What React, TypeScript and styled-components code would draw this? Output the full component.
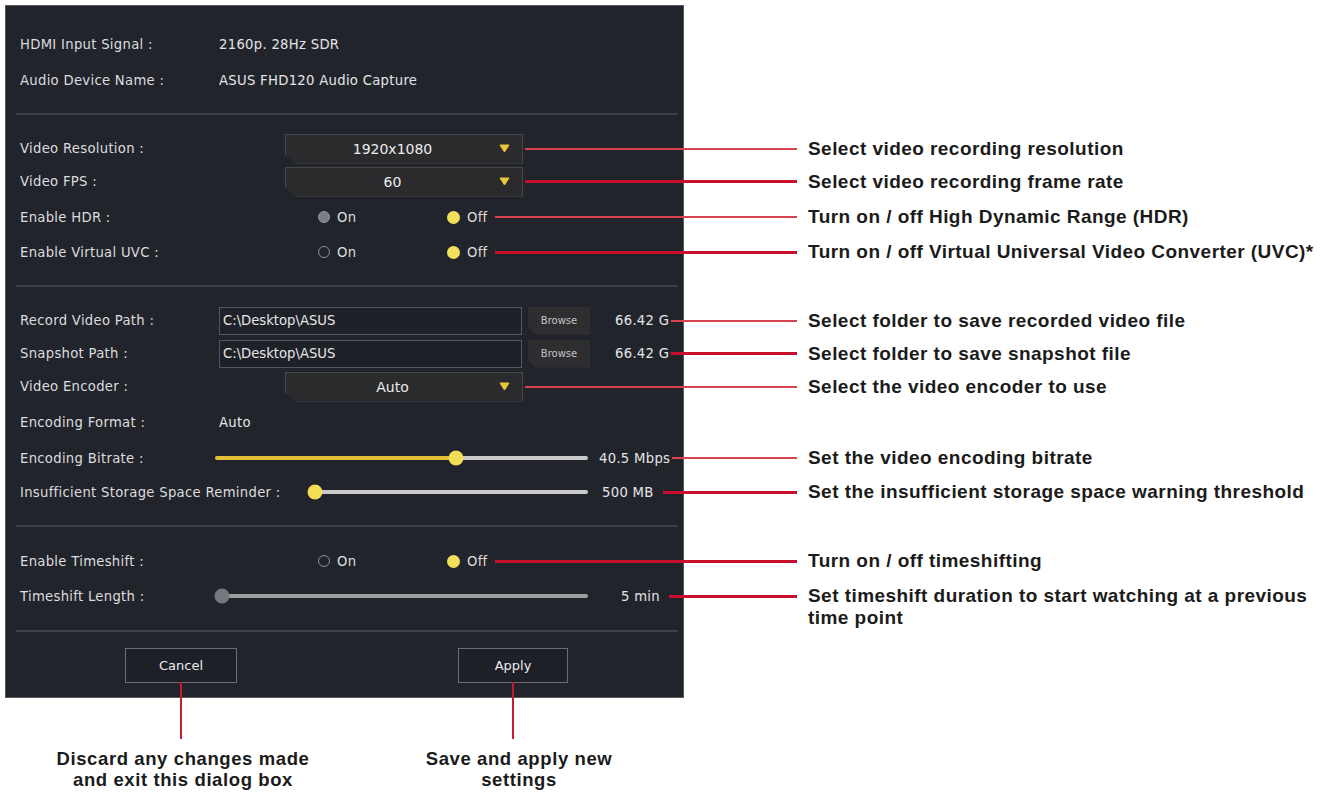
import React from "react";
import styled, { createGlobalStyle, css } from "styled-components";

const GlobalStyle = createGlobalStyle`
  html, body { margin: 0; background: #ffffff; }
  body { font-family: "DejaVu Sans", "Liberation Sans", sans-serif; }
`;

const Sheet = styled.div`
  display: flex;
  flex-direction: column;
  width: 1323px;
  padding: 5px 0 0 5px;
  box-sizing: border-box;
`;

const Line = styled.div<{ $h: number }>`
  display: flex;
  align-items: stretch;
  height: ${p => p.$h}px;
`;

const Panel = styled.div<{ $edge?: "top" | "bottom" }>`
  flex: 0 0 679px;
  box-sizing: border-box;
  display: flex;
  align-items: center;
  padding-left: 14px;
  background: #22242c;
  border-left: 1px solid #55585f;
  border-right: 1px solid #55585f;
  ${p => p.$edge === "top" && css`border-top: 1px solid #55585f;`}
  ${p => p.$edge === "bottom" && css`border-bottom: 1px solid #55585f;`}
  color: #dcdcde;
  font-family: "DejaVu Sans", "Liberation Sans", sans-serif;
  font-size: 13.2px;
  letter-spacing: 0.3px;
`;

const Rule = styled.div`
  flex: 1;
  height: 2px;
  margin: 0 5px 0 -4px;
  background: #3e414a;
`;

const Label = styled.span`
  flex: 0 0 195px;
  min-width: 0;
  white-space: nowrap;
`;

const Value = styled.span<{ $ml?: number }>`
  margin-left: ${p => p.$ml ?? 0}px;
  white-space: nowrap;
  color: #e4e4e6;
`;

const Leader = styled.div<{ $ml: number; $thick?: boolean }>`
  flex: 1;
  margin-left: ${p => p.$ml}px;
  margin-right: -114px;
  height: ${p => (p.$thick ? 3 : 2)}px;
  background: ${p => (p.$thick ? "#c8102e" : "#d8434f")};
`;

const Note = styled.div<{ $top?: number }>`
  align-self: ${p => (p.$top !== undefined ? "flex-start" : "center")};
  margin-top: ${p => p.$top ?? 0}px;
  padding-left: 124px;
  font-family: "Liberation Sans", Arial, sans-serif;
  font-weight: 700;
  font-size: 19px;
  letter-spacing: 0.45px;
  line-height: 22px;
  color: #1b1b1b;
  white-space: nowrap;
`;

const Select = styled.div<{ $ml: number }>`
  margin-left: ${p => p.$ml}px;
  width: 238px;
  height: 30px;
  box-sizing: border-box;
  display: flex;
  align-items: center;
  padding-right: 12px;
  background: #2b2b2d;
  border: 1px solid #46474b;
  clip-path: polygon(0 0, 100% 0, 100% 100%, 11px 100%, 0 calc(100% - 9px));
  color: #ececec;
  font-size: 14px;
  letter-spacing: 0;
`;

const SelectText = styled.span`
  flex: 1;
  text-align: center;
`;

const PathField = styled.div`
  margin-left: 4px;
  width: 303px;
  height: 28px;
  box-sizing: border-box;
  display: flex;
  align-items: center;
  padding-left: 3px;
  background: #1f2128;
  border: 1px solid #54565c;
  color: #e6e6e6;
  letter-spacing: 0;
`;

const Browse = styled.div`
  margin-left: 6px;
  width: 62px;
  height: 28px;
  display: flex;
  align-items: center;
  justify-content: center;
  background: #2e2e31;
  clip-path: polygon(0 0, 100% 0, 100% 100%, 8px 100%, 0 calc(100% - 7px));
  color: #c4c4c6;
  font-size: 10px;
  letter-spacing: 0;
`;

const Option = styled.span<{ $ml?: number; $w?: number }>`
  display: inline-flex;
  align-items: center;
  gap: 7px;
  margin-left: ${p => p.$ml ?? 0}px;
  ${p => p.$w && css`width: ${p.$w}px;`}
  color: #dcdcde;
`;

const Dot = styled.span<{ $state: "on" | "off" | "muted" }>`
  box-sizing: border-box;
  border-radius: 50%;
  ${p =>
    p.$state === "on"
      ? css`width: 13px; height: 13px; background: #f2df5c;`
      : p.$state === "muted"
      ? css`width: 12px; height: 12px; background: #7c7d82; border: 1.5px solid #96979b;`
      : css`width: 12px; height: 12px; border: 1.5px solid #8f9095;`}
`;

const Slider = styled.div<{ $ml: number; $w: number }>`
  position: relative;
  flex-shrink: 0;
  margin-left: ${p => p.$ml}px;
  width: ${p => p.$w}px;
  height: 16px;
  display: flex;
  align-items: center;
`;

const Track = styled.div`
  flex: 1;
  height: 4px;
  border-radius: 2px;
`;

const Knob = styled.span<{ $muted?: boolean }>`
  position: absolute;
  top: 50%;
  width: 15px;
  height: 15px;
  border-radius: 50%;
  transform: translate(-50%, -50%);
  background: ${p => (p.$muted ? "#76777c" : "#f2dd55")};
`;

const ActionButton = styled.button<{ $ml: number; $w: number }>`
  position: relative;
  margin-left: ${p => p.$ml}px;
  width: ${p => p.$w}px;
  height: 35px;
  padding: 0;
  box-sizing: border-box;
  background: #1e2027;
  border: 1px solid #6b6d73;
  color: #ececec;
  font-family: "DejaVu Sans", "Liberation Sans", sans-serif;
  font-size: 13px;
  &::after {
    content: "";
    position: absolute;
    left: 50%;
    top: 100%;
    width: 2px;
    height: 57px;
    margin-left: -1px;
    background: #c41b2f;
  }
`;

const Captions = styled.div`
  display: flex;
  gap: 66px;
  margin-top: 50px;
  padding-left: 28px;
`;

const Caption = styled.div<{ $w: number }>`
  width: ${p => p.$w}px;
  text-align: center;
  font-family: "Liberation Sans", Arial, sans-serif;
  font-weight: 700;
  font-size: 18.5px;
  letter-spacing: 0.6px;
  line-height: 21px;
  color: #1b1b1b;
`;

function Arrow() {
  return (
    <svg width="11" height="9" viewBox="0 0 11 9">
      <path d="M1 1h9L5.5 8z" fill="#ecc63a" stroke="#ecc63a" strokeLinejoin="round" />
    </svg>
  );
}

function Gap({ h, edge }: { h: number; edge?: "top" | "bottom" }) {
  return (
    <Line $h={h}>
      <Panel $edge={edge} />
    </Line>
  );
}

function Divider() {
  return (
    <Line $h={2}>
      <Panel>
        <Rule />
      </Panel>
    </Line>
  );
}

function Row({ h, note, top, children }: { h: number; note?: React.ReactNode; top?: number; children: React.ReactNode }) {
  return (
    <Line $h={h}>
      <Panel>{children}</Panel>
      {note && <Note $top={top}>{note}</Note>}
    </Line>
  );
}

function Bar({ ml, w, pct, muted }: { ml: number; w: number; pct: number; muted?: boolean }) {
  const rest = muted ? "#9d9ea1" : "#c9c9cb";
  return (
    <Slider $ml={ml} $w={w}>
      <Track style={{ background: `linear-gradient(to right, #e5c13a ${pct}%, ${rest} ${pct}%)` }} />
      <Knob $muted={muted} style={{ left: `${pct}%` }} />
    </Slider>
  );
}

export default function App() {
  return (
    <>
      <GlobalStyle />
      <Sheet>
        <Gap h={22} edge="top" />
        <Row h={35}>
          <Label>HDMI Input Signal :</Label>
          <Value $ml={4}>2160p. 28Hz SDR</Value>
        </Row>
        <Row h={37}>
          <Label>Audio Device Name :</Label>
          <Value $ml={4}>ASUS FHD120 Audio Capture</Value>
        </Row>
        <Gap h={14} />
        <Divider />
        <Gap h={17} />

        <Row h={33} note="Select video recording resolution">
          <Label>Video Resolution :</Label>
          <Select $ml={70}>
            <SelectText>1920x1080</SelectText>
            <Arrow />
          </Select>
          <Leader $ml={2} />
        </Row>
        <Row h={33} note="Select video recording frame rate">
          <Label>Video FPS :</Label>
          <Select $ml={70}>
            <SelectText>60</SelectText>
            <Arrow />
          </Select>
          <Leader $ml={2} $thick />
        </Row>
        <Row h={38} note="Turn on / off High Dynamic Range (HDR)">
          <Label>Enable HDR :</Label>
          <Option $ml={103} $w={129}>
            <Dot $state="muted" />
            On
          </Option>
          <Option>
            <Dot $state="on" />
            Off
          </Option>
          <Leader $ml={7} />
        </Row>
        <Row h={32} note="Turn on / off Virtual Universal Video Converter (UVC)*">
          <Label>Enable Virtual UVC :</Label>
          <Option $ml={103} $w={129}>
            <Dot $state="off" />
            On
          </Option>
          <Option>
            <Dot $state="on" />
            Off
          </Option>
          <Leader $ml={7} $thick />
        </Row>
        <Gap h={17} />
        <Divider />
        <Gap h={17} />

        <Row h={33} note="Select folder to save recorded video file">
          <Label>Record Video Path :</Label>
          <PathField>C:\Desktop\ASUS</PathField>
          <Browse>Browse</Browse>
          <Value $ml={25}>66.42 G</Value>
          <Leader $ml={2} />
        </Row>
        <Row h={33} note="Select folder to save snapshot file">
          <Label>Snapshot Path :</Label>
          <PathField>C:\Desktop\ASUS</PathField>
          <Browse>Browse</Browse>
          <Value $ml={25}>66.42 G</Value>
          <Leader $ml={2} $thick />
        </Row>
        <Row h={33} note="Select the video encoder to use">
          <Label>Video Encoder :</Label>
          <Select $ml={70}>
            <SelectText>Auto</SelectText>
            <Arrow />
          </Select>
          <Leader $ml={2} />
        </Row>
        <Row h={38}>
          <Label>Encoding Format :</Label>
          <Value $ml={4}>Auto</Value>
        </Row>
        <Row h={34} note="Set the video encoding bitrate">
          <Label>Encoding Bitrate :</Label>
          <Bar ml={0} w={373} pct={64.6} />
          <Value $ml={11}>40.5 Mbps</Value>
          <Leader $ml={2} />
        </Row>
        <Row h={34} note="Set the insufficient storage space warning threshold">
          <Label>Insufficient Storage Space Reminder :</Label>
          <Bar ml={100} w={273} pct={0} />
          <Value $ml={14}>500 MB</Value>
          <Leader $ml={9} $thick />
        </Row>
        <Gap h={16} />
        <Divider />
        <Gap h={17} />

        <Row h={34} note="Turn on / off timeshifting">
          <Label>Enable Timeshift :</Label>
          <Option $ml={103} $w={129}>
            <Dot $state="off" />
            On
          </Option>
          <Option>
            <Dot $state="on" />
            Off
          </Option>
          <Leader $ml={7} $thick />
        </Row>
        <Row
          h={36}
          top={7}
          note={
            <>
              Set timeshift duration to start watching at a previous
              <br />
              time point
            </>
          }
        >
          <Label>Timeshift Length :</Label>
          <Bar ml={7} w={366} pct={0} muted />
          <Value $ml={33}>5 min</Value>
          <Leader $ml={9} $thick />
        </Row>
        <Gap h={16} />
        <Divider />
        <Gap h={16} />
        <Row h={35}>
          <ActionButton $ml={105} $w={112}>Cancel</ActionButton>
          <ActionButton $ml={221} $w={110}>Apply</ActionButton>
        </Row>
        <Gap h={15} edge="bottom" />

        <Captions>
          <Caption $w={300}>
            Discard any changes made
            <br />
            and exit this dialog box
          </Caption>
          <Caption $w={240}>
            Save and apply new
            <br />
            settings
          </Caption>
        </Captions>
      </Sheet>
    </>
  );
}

------------------------------------

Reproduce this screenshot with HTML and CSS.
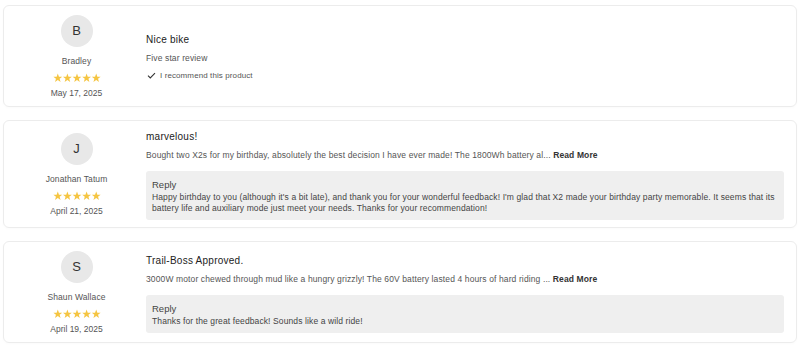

------------------------------------

• _STATED PROBLEM_:
Find the number of lines in which the word "React" occurs, and write nothing but that number.

• _WRITTEN SOLUTION_:
3